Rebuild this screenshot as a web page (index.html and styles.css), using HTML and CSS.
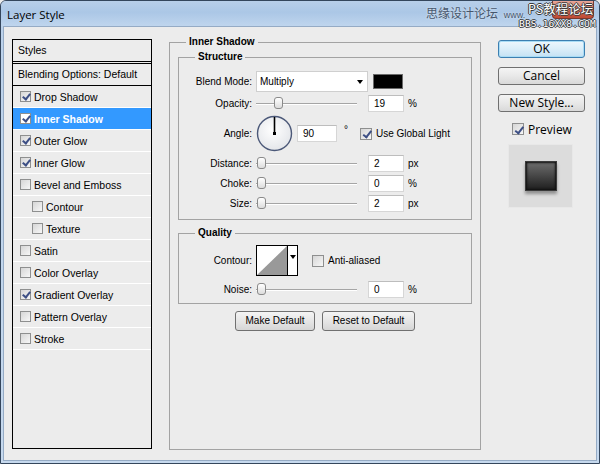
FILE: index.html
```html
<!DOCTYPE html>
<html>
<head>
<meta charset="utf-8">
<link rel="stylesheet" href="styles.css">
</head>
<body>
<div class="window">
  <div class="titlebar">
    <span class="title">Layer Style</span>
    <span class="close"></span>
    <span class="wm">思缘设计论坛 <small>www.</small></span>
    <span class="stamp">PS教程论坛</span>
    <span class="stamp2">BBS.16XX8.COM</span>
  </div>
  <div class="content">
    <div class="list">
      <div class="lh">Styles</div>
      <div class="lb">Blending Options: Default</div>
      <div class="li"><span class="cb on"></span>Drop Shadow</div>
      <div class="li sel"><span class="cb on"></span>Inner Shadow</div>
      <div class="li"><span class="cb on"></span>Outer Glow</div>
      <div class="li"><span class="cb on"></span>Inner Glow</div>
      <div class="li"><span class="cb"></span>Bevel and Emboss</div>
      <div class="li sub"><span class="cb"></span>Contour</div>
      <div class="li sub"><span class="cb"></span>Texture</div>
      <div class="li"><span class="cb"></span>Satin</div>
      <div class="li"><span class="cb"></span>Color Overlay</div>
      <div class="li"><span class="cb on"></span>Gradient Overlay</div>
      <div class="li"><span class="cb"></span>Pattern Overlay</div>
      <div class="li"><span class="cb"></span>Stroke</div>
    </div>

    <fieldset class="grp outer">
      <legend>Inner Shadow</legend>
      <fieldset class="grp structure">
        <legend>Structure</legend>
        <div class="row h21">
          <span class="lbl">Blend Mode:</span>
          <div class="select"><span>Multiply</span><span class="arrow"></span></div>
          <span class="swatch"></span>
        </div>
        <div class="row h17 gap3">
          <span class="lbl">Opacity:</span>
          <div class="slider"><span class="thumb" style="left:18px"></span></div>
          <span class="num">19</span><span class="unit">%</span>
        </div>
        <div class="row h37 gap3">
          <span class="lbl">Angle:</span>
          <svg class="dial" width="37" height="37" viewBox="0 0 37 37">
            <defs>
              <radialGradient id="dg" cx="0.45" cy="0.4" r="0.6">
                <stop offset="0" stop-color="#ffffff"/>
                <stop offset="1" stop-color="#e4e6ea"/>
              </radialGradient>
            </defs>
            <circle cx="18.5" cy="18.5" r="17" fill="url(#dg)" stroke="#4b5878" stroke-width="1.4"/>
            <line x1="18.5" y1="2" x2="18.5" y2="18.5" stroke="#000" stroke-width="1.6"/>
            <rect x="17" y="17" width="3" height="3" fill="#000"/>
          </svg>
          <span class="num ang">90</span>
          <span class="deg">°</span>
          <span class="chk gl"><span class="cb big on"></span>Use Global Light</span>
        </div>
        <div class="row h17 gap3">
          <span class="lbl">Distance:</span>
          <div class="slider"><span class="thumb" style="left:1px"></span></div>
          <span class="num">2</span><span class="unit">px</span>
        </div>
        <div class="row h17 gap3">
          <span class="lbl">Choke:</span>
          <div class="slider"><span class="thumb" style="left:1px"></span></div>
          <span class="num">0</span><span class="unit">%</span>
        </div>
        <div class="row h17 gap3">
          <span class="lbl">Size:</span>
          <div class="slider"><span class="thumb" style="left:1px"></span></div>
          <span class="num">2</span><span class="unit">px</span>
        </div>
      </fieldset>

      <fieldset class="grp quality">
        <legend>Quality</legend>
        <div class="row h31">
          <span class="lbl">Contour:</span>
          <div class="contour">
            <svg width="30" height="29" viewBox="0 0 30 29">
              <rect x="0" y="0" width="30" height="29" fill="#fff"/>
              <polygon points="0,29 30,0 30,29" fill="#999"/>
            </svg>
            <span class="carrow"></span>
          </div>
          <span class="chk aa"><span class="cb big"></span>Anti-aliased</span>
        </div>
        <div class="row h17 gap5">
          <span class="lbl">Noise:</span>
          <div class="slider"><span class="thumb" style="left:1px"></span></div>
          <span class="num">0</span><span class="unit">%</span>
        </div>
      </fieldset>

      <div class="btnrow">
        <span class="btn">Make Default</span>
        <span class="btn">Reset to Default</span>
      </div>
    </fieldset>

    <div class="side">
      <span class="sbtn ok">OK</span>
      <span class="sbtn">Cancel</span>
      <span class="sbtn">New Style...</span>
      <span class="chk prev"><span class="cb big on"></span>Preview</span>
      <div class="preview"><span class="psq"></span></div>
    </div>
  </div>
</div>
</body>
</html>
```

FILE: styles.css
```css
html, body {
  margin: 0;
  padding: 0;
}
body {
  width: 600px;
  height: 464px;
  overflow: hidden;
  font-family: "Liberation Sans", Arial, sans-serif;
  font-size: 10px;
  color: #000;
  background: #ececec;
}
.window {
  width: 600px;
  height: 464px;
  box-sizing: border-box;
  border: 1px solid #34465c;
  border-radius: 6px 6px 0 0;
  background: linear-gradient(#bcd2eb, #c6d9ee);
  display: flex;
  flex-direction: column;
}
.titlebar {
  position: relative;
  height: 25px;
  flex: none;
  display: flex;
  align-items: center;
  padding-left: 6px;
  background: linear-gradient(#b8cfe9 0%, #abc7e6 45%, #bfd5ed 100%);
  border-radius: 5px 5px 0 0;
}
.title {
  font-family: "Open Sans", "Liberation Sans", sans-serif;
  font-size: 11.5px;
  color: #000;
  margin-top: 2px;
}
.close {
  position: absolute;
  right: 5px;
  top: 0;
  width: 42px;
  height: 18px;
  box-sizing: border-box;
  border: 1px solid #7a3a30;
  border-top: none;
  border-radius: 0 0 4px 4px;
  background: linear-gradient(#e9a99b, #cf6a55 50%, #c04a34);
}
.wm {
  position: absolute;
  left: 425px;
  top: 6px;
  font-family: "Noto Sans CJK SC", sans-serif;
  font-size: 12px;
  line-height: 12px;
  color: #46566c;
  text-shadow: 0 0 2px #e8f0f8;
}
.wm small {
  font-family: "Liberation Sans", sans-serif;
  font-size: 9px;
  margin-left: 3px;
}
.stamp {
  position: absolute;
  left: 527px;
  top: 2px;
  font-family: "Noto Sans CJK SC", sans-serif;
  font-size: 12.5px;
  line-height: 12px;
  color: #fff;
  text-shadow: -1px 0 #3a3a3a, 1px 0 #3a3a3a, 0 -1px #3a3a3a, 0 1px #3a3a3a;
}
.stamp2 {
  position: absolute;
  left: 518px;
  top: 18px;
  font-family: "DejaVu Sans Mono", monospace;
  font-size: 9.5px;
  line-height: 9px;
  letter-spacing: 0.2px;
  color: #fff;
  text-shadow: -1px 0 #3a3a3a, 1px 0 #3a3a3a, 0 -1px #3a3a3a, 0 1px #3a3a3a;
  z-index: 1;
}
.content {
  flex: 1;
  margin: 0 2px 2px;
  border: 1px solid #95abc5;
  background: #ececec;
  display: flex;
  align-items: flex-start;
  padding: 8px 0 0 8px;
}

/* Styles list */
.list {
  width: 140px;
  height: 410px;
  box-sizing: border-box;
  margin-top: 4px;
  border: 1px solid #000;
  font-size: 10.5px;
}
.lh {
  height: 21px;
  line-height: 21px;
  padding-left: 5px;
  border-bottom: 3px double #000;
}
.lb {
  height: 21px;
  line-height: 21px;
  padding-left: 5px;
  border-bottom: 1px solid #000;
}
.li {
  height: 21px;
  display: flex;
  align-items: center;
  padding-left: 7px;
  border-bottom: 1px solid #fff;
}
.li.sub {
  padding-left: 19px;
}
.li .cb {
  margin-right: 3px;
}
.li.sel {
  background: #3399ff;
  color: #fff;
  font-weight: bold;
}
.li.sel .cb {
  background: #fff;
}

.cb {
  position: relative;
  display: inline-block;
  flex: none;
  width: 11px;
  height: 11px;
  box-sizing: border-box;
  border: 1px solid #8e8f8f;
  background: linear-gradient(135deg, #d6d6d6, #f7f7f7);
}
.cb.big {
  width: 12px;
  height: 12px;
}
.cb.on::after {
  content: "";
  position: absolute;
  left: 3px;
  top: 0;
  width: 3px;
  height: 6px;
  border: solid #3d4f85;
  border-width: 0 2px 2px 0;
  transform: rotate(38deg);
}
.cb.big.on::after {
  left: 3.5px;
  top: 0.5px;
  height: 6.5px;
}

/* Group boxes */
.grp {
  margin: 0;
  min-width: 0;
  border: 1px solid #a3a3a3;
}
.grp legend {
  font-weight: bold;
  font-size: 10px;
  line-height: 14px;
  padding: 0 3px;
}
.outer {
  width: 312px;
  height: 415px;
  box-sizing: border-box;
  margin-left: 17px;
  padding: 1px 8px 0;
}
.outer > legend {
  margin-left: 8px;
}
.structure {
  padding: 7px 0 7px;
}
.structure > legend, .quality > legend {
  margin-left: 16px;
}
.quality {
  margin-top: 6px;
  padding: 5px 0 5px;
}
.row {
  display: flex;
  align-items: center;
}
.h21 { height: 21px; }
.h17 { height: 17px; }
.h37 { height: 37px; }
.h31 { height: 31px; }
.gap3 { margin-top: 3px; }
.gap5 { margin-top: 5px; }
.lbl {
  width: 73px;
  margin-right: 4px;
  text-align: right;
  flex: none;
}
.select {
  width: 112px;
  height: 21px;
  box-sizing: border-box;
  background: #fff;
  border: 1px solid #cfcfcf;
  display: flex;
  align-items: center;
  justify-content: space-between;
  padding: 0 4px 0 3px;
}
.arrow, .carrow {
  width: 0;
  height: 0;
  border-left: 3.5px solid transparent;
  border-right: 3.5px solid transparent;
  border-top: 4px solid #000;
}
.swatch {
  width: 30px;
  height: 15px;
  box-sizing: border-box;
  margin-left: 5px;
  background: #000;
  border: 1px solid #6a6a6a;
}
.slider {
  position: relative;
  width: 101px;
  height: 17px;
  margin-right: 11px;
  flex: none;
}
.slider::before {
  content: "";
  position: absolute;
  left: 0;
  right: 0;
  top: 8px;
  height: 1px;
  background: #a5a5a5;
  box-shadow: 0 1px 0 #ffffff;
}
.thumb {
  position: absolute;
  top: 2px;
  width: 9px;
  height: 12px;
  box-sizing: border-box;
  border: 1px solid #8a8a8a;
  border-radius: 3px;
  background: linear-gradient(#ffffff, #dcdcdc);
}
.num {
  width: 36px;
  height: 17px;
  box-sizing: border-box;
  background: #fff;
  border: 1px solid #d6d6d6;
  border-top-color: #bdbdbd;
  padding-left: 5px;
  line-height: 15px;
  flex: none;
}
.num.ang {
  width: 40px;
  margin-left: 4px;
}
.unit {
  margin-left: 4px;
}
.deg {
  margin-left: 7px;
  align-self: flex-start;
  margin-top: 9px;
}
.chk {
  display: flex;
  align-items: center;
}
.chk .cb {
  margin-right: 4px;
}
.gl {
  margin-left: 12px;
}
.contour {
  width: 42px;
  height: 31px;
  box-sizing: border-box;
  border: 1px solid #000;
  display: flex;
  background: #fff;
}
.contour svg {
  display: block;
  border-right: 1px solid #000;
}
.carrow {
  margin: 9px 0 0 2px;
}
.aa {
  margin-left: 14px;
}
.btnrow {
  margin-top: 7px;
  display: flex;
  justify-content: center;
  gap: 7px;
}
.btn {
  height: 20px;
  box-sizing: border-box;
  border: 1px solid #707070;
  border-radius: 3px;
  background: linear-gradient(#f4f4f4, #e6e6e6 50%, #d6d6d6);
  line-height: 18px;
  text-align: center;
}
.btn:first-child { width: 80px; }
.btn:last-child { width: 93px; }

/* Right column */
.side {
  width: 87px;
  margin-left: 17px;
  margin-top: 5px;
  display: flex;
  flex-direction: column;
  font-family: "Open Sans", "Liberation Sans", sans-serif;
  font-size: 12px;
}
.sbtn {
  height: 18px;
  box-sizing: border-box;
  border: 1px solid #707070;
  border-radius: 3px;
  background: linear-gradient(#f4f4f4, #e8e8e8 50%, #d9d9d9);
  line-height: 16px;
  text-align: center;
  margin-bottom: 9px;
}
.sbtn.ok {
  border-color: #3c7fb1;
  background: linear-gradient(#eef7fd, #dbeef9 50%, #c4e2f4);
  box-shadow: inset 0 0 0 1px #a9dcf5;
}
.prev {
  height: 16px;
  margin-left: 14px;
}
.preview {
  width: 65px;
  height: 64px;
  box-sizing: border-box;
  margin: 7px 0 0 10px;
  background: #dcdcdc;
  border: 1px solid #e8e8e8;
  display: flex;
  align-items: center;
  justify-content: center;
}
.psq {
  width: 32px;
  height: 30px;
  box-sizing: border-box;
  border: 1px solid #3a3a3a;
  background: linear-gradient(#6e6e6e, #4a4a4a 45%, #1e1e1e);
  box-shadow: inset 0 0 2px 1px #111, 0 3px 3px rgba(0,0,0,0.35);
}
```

* Given problem:
Say how many lines have the string "index" in them, offering no words beyond the number.

* Full answer:
3